Seulement voilà: elle a donc une part de responsabilité dans l’évolution du monde que nous connaissons actuellement. Elle à l’origine de la place prépondérante qu’ont pris dans nos sociétés occidentales, mais maintenant via la mondialisation, dans le monde entier: le pouvoir, le patriarcat, la techno-science.  Et il n’est pas interdit de penser que cette voie est en train de montrer qu’elle nous conduit dans une impasse. Il est donc temps de changer de " paradigme", de modèle de compréhension de soi, de l’homme, de la vie, du monde, du cosmos, pour obéir non plus au pouvoir mais à la puissance, non à la loi, mais à l’intuition, non plus à l’universalisation de la techno-science ou du capitalisme mais de libérer ces flux d'attention que nous sommes susceptibles de porter à ces points remarquables qui constituent la texture souple de la vie.
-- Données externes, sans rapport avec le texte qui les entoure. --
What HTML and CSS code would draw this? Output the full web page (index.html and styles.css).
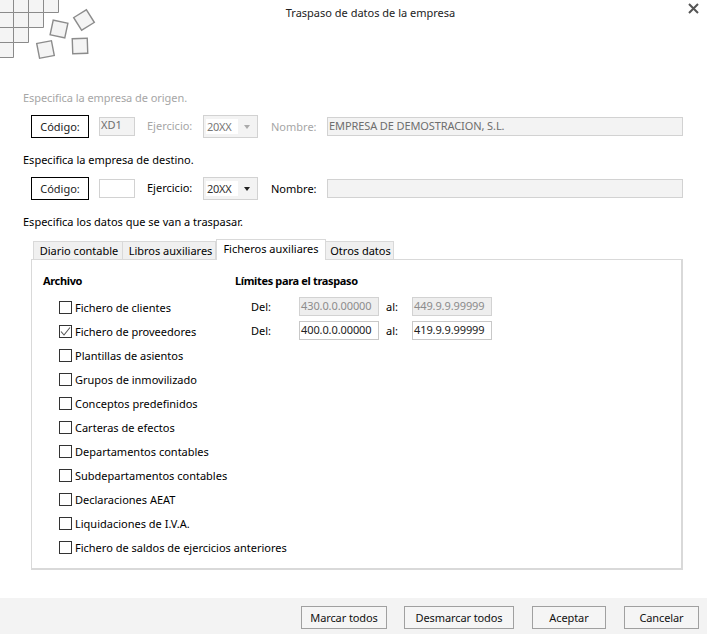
FILE: index.html
```html
<!DOCTYPE html>
<html lang="es">
<head>
<meta charset="utf-8">
<title>Traspaso de datos de la empresa</title>
<link rel="stylesheet" href="styles.css">
</head>
<body>
<div class="dialog">
  <header class="head">
    <svg class="logo" width="100" height="60" viewBox="0 0 100 60">
      <g class="tile">
        <path d="M-2 -2H13.500V12.500H-2Z"/><path d="M13.500 -2H28.500V12.500H13.500Z"/><path d="M28.500 -2H43.500V12.500H28.500Z"/><path d="M43.500 -2H58.500V12.500H43.500Z"/>
        <path d="M-2 12.500H13.500V27.500H-2Z"/><path d="M13.500 12.500H28.500V27.500H13.500Z"/><path d="M28.500 12.500H43.500V27.500H28.500Z"/>
        <path d="M-2 27.500H13.500V42.500H-2Z"/><path d="M13.500 27.500H28.500V42.500H13.500Z"/>
        <path d="M-2 42.500H13.500V57.500H-2Z"/>
      </g>
      <g class="loose">
        <rect x="-7.500" y="-7.500" width="15" height="15" transform="translate(84 20) rotate(-32)"/>
        <rect x="-7.500" y="-7.500" width="15" height="15" transform="translate(59 29) rotate(12)"/>
        <rect x="-7.500" y="-7.500" width="15" height="15" transform="translate(80 46) rotate(-2)"/>
        <rect x="-7.500" y="-7.500" width="15" height="15" transform="translate(45.500 49.500) rotate(-11)"/>
      </g>
    </svg>
    <h1 class="title">Traspaso de datos de la empresa</h1>
    <svg class="close" width="11" height="11" viewBox="0 0 11 11"><path d="M1 1L10 10M10 1L1 10"/></svg>
  </header>

  <main class="body">
    <section class="block block-origin is-off">
      <p class="lead">Especifica la empresa de origen.</p>
      <div class="company">
        <button class="code-btn">Código:</button>
        <span class="field f-code ro">XD1</span>
        <span class="lbl l-year">Ejercicio:</span>
        <span class="combo"><span class="combo-val">20XX</span><span class="caret"></span></span>
        <span class="lbl l-name">Nombre:</span>
        <span class="field f-name ro">EMPRESA DE DEMOSTRACION, S.L.</span>
      </div>
    </section>

    <section class="block block-dest">
      <p class="lead">Especifica la empresa de destino.</p>
      <div class="company">
        <button class="code-btn">Código:</button>
        <span class="field f-code"></span>
        <span class="lbl l-year">Ejercicio:</span>
        <span class="combo"><span class="combo-val">20XX</span><span class="caret"></span></span>
        <span class="lbl l-name">Nombre:</span>
        <span class="field f-name ro"></span>
      </div>
    </section>

    <p class="lead lead-data">Especifica los datos que se van a traspasar.</p>

    <div class="tabs">
      <span class="tab t1">Diario contable</span>
      <span class="tab t2">Libros auxiliares</span>
      <span class="tab t3 active">Ficheros auxiliares</span>
      <span class="tab t4">Otros datos</span>
    </div>
    <div class="panel">
      <div class="col-files">
        <h2 class="sub">Archivo</h2>
        <ul class="checks">
          <li><span class="box"></span>Fichero de clientes</li>
          <li><span class="box"><svg width="11" height="11" viewBox="0 0 11 11"><path d="M1 5.500L4 9L10 1.500"/></svg></span>Fichero de proveedores</li>
          <li><span class="box"></span>Plantillas de asientos</li>
          <li><span class="box"></span>Grupos de inmovilizado</li>
          <li><span class="box"></span>Conceptos predefinidos</li>
          <li><span class="box"></span>Carteras de efectos</li>
          <li><span class="box"></span>Departamentos contables</li>
          <li><span class="box"></span>Subdepartamentos contables</li>
          <li><span class="box"></span>Declaraciones AEAT</li>
          <li><span class="box"></span>Liquidaciones de I.V.A.</li>
          <li><span class="box"></span>Fichero de saldos de ejercicios anteriores</li>
        </ul>
      </div>
      <div class="col-limits">
        <h2 class="sub">Límites para el traspaso</h2>
        <div class="range">
          <span class="r-del">Del:</span><span class="field r-field off">430.0.0.00000</span>
          <span class="r-al">al:</span><span class="field r-field off">449.9.9.99999</span>
        </div>
        <div class="range">
          <span class="r-del">Del:</span><span class="field r-field on">400.0.0.00000</span>
          <span class="r-al">al:</span><span class="field r-field on">419.9.9.99999</span>
        </div>
      </div>
    </div>
  </main>

  <footer class="foot">
    <button class="btn b-mark">Marcar todos</button>
    <button class="btn b-unmark">Desmarcar todos</button>
    <button class="btn b-ok">Aceptar</button>
    <button class="btn b-cancel">Cancelar</button>
  </footer>
</div>
</body>
</html>
```
FILE: styles.css
```css
* { box-sizing: border-box; }

html, body {
  margin: 0;
  padding: 0;
  background: #fff;
}

body {
  font-family: "Noto Sans", "Open Sans", sans-serif;
  font-size: 11px;
  color: #000;
  overflow: hidden;
}

.dialog {
  width: 707px;
  height: 634px;
  display: flex;
  flex-direction: column;
}

/* Header with the tile emblem */
.head {
  position: relative;
  height: 90px;
  flex: none;
}

.logo {
  position: absolute;
  left: 0;
  top: 0;
}

.tile path {
  fill: #f4f4f4;
  stroke: #8a8a8a;
  stroke-width: 1;
}

.loose rect {
  fill: #f4f4f4;
  stroke: #8c8c8c;
  stroke-width: 1.400;
}

.title {
  margin: 0;
  padding-top: 5px;
  padding-left: 34px;
  text-align: center;
  font-size: 11px;
  line-height: 16px;
  font-weight: 400;
  color: #222;
}

.close {
  position: absolute;
  left: 688px;
  top: 3px;
}

.close path {
  stroke: #555;
  stroke-width: 2;
  fill: none;
}

/* Form body */
.body {
  flex: 1;
  padding: 0 24px 0 23px;
}

.lead {
  margin: 0;
  line-height: 16px;
}

.block-origin .lead {
  color: #a6a6a6;
  letter-spacing: -0.06px;
}

.block-dest { margin-top: 14px; }

.lead-data { margin-top: 14px; }

.company {
  display: flex;
  align-items: center;
  height: 23px;
  margin-top: 9px;
  margin-left: 8px;
}

.code-btn {
  width: 58px;
  height: 23px;
  padding: 0;
  border: 1px solid #000;
  background: #fff;
  color: #222;
  font: inherit;
}

.field {
  display: block;
  border: 1px solid #d2d2d2;
  background: #fff;
  line-height: 16px;
  padding: 0 1px;
  white-space: nowrap;
}

.f-code {
  width: 36px;
  height: 19px;
  margin-left: 10px;
  line-height: 14px;
}

.f-name {
  width: 356px;
  height: 19px;
  letter-spacing: -0.1px;
}

.ro {
  background: #f3f3f3;
  color: #6e6e6e;
}

.lbl { line-height: 16px; }

.l-year {
  width: 56px;
  margin-left: 12px;
  margin-bottom: 2px;
}

.l-name {
  width: 56px;
  margin-left: 13px;
}

.is-off .lbl { color: #a6a6a6; }

.combo {
  width: 55px;
  height: 23px;
  border: 1px solid #d2d2d2;
  background: #f3f3f3;
  display: flex;
  align-items: center;
  justify-content: space-between;
  padding-left: 2px;
  padding-right: 7px;
}

.combo-val {
  width: 32px;
  line-height: 15px;
  padding-left: 1px;
  letter-spacing: -0.3px;
  background: #fff;
  color: #333;
}

.is-off .combo-val { color: #777; }

.caret {
  width: 0;
  height: 0;
  border-left: 3.500px solid transparent;
  border-right: 3.500px solid transparent;
  border-top: 4px solid #222;
}

.is-off .caret { border-top-color: #aaa; }

/* Tab strip */
.tabs {
  display: flex;
  align-items: flex-end;
  height: 22px;
  margin-top: 7px;
  margin-left: 10px;
  position: relative;
  z-index: 1;
}

.tab {
  height: 18px;
  border: 1px solid #d9d9d9;
  border-bottom: 0;
  border-left-width: 0;
  background: #f0f0f0;
  line-height: 18px;
  text-align: center;
}

.t1 { width: 90px; border-left-width: 1px; padding-left: 2px; }
.t2 { width: 93px; padding-left: 3px; }
.t3 { width: 110px; }
.t4 { width: 68px; padding-left: 2px; }

.tab.active {
  height: 21px;
  background: #fff;
  border-left-width: 1px;
  margin-bottom: -1px;
  line-height: 18px;
}

.panel {
  height: 311px;
  margin-left: 8px;
  border: 1px solid #d9d9d9;
  border-right-width: 2px;
  border-bottom-width: 2px;
  display: flex;
  padding: 13px 0 0 11px;
}

.sub {
  margin: 0;
  font-size: 11px;
  line-height: 16px;
  font-weight: 700;
  letter-spacing: -0.35px;
}

.col-files { width: 192px; flex: none; }

.checks {
  list-style: none;
  margin: 6px 0 0;
  padding: 0 0 0 16px;
}

.checks li {
  height: 24px;
  display: flex;
  align-items: center;
  white-space: nowrap;
}

.box {
  width: 13px;
  height: 13px;
  border: 1px solid #333;
  background: #fff;
  margin-right: 3px;
  flex: none;
  display: flex;
  align-items: center;
  justify-content: center;
}

.box svg path {
  fill: none;
  stroke: #555;
  stroke-width: 1.100;
}

.range {
  display: flex;
  align-items: center;
  height: 19px;
  margin-top: 5px;
}

.col-limits .sub + .range { margin-top: 8px; }

.r-del {
  width: 48px;
  margin-left: 16px;
}

.r-al {
  width: 26px;
  margin-left: 7px;
}

.r-field {
  width: 80px;
  height: 19px;
  line-height: 15px;
  padding: 0 1px;
  letter-spacing: -0.1px;
}

.off {
  background: #eeeeee;
  color: #8c8c8c;
}

.on {
  border-color: #c8c8c8;
  color: #222;
}

/* Command bar */
.foot {
  flex: none;
  height: 36px;
  background: #f3f3f3;
  padding-top: 8px;
  padding-left: 301px;
  display: flex;
  align-items: flex-start;
}

.btn {
  height: 23px;
  padding: 0;
  border: 1px solid #a0a0a0;
  background: #f5f5f5;
  color: #111;
  font: inherit;
  letter-spacing: -0.1px;
}

.b-mark { width: 86px; }
.b-unmark { width: 110px; margin-left: 17px; }
.b-ok { width: 74px; margin-left: 18px; }
.b-cancel { width: 75px; margin-left: 18px; }
```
        Cette affirmation de l’avenir féminin de l’humanité apparaît de façon plus évidente dés lors que nous manifestons cette aptitude à débarrasser entièrement ces principes du masculin et du féminin de leur ancrage biologique sexuel (Mâle / femelle).  Dés lors la distinction entre le masculin et le féminin se retrouve entièrement dans celle de la puissance et du pouvoir.
                Le pouvoir est discontinu, il s’impose par la rupture, il est décrété, délégué, élu mais repose donc toujours sur des institutions humaines. Il est transcendant et s’appuie sur une autorité légale, artificielle. La puissance est exactement tout le contraire de cela: elle est continue, naturelle, charismatique, fluide. Elle est immanente et ne s’impose spontanément qu’à partir d’elle-même et de ce qu’elle devient en suivant inexorablement et naturellement son cours. La phrase d’Aragon reprise par Jean Ferrat doit donc se comprendre de la façon suivante: le féminin est le seul avenir de l’humanité possible et de ce que nous percevons nous aujourd’hui de l’état de l’humanité et de la terre tel qu’elles sont, de la pandémie au réchauffement climatique , en passant par le creusement des inégalités provoquées par le mondialisme, nous ne percevons pas comment le résultat de cette analyse pourrait être contredit.